Archaeological Digs Yield Lifelong Friendships in Messinia

A look by Kathimerini newspaper at the deep bonds formed between foreign archaeologists and local workers over decades of excavations.


Maria Zacharopoulou spent hours as a young girl on her balcony watching American and Greek archaeologists hard at work in the building next to her family home in the village of Hora in Messinia, in the southwestern Peloponnese. She was awed and intrigued by the discoveries they were making in local archaeological digs and dreamed of one day becoming a part of their team.

“I grew up with the Palace of Nestor and the Hora Museum as part of my day-to-day existence,” she told Kathimerini recently. Such proximity to history led her to study archaeology and, several years later, to realize her childhood dream by joining the University of Cincinnati excavations in Messinia in May 2018. Archaeologists there recently uncovered two unpillaged 15th century BC beehive tombs, and in 2015 had discovered one of the most important prehistoric burial monuments ever found on mainland Greece, the Griffin Warrior Tomb.

 

Behind these and other discoveries lie bonds of respect and friendship between the archaeologists and the local community that date back to after World War II, when Carl Blegen, the late American archaeologist and University of Cincinnati professor who dedicated a large part of his life to the excavations in Messinia, used to serve tea to locals in a former Red Cross building and regale the village children with Homer’s epics.

“Over the years, our bond with the locals has become even stronger.
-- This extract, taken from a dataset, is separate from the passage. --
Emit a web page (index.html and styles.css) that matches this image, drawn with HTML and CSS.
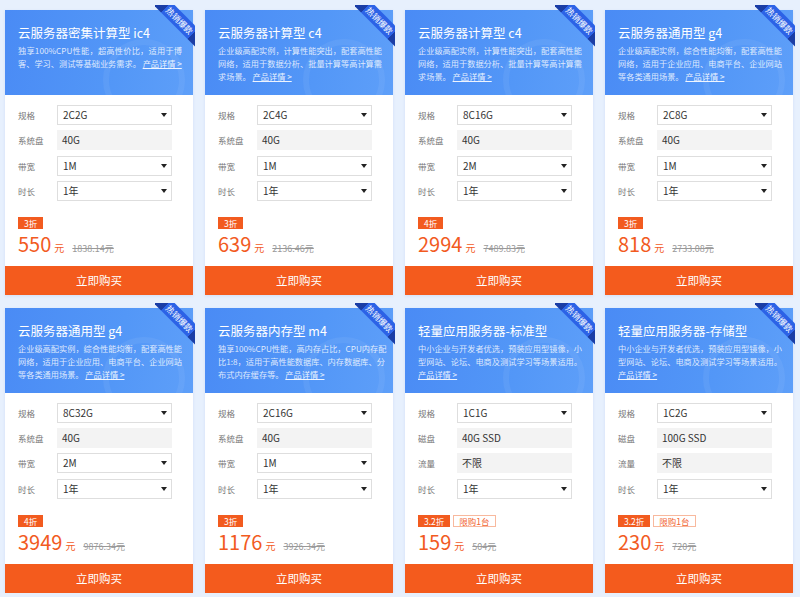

They are very proud of the work being done in the area and are very protective of us,” says American archaeologist Sharon Stocker, who now directs the excavations in the area along with her husband, University of Cincinnati professor Jack Davis.

The excavations are being carried out by the American School of Classical Studies at Athens under the supervision of the Messinian Ephorate of Antiquities.

 

“This job has made me a better person,” says Sia Giannakopoulou. Before becoming the site supervisor at the dig, she worked as a dentist’s assistant in the Messinian capital of Kalamata. “Dentists no longer wanted assistants once the crisis started and I was left without a job. That’s how this beautiful story began,” she says.

Her mother is a farmer who used to help the archaeologists every so often, washing pottery and shards found at the dig. Giannakopoulou started with similar work in 2011. Now, as forewoman, she is responsible for managing the staff.

The most recent project involved 23 laborers, the majority farmers from villages in the area including Pylos, Hora, Gargalianoi, Romanos and Koryfasio. During the olive harvest in October and November, Giannakopoulou had to organize their shifts with respect to their other professional obligations. The team included a sailor from Gialova, who is also its oldest member at age 62. During their breaks, he told them stories from his life at sea. Giannakopoulou says that the laborers regard the American archaeologists like “fellow villagers” and “hold them in great esteem.”

The American mission has made a point of reaching out to the local community. Back in the 1990s, Davis used to give lectures to unemployed people and several young men and women got work at the excavations. In 2011, Davis and the Hora Cultural Center paid tribute to 48 families that had members who had worked under Blegen. And just last November, the excavation crew held a Thanksgiving dinner for the American archaeologists and presented them with a cake decorated with a photograph of Kanella, a local stray dog that keeps them company on their digs, and the words “Happy Thanksgiving Team Karpouzi.” The team’s nickname was a reference to the thousands of “watermelon-sized” rocks that had to be shifted by the crew in order to uncover the beehive tombs.

 

Zacharopoulou first met Stocker in 2013, when she was assigned the project for replacing the roof over the Palace of Nestor site. “She was always there for whatever I needed, be it help or knowledge,” says the Greek archaeologist.

After the roof project was finished, she renewed her acquaintance with Stocker in 2018, when Zacharopoulou joined the American team. “I am working in the place where I was born and these people are like my own kin,” she says.